* REQUIREMENTS:
In the lines below, output everything from the first line through the line containing "const COLS = '6px" exactly as it is. Pictures are not part of the output.

* INFORMATION SUPPLIED:
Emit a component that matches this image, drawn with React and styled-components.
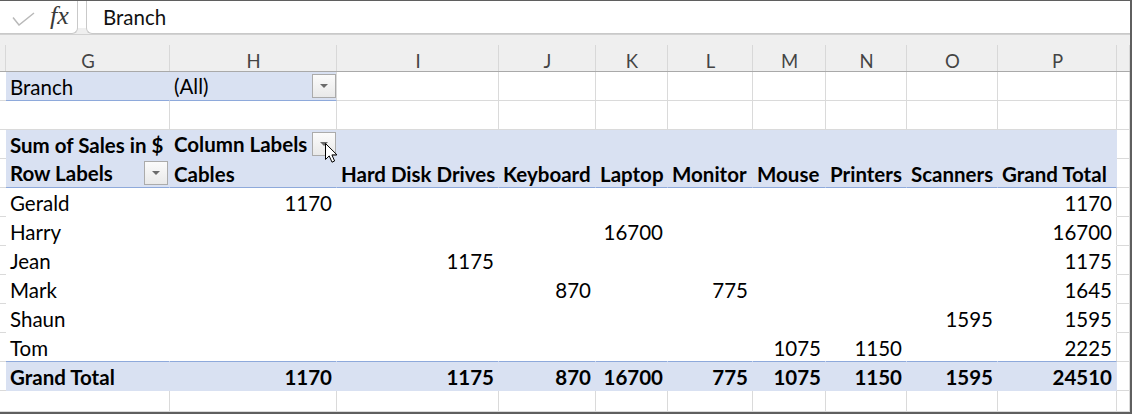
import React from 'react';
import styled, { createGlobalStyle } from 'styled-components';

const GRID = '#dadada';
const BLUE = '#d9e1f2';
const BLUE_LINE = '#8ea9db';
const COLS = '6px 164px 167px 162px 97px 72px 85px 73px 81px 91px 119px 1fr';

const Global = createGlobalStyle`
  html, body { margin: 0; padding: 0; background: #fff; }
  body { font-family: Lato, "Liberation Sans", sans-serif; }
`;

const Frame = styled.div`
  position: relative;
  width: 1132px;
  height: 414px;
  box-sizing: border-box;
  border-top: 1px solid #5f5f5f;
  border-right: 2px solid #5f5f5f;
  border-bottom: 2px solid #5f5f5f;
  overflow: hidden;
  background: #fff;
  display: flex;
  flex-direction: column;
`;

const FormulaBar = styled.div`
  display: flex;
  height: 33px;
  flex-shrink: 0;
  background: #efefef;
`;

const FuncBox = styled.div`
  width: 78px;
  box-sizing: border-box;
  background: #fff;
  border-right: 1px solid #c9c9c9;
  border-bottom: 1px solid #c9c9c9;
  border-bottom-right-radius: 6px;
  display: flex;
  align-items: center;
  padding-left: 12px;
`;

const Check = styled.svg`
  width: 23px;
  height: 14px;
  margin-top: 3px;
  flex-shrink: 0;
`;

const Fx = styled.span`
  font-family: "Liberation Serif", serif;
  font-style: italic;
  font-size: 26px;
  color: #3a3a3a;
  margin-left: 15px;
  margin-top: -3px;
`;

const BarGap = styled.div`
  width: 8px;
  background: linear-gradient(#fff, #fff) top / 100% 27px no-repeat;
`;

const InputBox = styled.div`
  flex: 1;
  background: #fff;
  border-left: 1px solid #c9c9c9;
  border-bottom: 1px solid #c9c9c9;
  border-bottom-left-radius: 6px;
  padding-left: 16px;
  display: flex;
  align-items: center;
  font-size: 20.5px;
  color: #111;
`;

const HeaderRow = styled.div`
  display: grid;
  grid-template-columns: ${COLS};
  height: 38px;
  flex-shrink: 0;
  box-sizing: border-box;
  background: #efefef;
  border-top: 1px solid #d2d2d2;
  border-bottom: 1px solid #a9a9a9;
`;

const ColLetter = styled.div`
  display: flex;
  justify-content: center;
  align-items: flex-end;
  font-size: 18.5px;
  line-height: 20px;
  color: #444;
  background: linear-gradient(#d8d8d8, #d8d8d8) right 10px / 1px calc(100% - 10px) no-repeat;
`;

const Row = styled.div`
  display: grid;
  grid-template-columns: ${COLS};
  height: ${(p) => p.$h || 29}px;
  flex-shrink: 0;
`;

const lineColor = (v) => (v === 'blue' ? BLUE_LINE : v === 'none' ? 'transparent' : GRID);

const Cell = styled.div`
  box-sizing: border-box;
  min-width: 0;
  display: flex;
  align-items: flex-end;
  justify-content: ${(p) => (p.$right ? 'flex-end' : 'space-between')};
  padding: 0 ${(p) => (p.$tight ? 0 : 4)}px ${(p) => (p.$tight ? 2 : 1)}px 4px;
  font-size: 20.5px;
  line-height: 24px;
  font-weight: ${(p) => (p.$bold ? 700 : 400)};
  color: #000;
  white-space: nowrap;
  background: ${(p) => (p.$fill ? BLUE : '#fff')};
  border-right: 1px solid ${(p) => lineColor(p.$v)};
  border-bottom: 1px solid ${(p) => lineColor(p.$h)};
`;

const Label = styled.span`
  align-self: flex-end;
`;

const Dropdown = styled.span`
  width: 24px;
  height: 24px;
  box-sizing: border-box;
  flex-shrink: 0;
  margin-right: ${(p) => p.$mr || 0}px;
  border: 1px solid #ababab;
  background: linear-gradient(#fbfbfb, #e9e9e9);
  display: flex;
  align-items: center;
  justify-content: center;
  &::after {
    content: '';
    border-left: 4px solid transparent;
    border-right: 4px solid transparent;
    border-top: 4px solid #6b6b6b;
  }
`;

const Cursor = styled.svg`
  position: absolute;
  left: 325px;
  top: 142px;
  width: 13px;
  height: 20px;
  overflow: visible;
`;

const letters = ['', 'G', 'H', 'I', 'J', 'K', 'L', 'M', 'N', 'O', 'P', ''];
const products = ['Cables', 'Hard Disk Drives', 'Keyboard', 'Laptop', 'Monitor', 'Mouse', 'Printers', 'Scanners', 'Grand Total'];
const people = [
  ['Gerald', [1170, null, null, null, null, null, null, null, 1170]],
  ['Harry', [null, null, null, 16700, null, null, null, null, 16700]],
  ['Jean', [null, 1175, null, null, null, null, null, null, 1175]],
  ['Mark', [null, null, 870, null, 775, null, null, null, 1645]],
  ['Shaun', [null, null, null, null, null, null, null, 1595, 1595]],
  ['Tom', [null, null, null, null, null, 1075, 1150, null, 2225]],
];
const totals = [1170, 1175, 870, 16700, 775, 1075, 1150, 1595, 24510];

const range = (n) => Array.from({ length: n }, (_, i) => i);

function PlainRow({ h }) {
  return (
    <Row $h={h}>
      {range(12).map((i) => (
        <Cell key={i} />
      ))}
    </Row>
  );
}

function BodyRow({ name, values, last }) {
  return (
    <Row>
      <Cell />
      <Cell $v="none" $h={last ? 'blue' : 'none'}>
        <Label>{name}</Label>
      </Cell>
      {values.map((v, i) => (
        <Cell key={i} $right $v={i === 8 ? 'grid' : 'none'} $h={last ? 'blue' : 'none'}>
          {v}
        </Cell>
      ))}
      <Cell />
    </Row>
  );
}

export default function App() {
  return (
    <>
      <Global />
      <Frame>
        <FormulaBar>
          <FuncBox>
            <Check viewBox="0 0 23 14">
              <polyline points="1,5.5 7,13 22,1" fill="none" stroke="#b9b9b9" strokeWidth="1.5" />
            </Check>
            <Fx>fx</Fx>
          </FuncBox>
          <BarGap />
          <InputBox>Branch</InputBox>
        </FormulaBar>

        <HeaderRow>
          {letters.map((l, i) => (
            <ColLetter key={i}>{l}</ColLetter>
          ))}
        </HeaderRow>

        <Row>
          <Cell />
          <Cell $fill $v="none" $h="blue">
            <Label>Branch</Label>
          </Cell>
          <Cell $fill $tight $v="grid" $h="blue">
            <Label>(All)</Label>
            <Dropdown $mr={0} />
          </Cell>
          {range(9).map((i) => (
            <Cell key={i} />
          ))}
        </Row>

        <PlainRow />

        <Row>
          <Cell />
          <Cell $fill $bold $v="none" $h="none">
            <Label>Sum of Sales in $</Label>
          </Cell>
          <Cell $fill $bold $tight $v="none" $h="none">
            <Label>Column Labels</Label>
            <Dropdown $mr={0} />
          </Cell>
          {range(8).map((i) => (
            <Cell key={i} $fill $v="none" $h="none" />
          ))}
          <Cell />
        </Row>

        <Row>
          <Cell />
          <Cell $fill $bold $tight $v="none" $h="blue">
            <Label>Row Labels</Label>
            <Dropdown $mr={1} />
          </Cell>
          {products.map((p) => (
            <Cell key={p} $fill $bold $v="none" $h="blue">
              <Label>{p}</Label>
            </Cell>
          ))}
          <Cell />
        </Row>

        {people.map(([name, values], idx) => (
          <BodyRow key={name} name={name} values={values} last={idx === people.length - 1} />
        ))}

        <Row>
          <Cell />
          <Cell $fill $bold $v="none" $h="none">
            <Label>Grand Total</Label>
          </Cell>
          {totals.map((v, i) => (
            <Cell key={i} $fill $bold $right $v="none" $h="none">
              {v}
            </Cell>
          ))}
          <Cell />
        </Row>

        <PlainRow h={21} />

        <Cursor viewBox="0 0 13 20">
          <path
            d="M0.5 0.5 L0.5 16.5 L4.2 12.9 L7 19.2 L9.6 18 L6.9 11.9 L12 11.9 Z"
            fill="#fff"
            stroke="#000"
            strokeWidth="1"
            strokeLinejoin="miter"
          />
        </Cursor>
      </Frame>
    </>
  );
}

* PROBLEM SOLUTION:
Emit a component that matches this image, drawn with React and styled-components.
import React from 'react';
import styled, { createGlobalStyle } from 'styled-components';

const GRID = '#dadada';
const BLUE = '#d9e1f2';
const BLUE_LINE = '#8ea9db';
const COLS = '6px 164px 167px 162px 97px 72px 85px 73px 81px 91px 119px 1fr';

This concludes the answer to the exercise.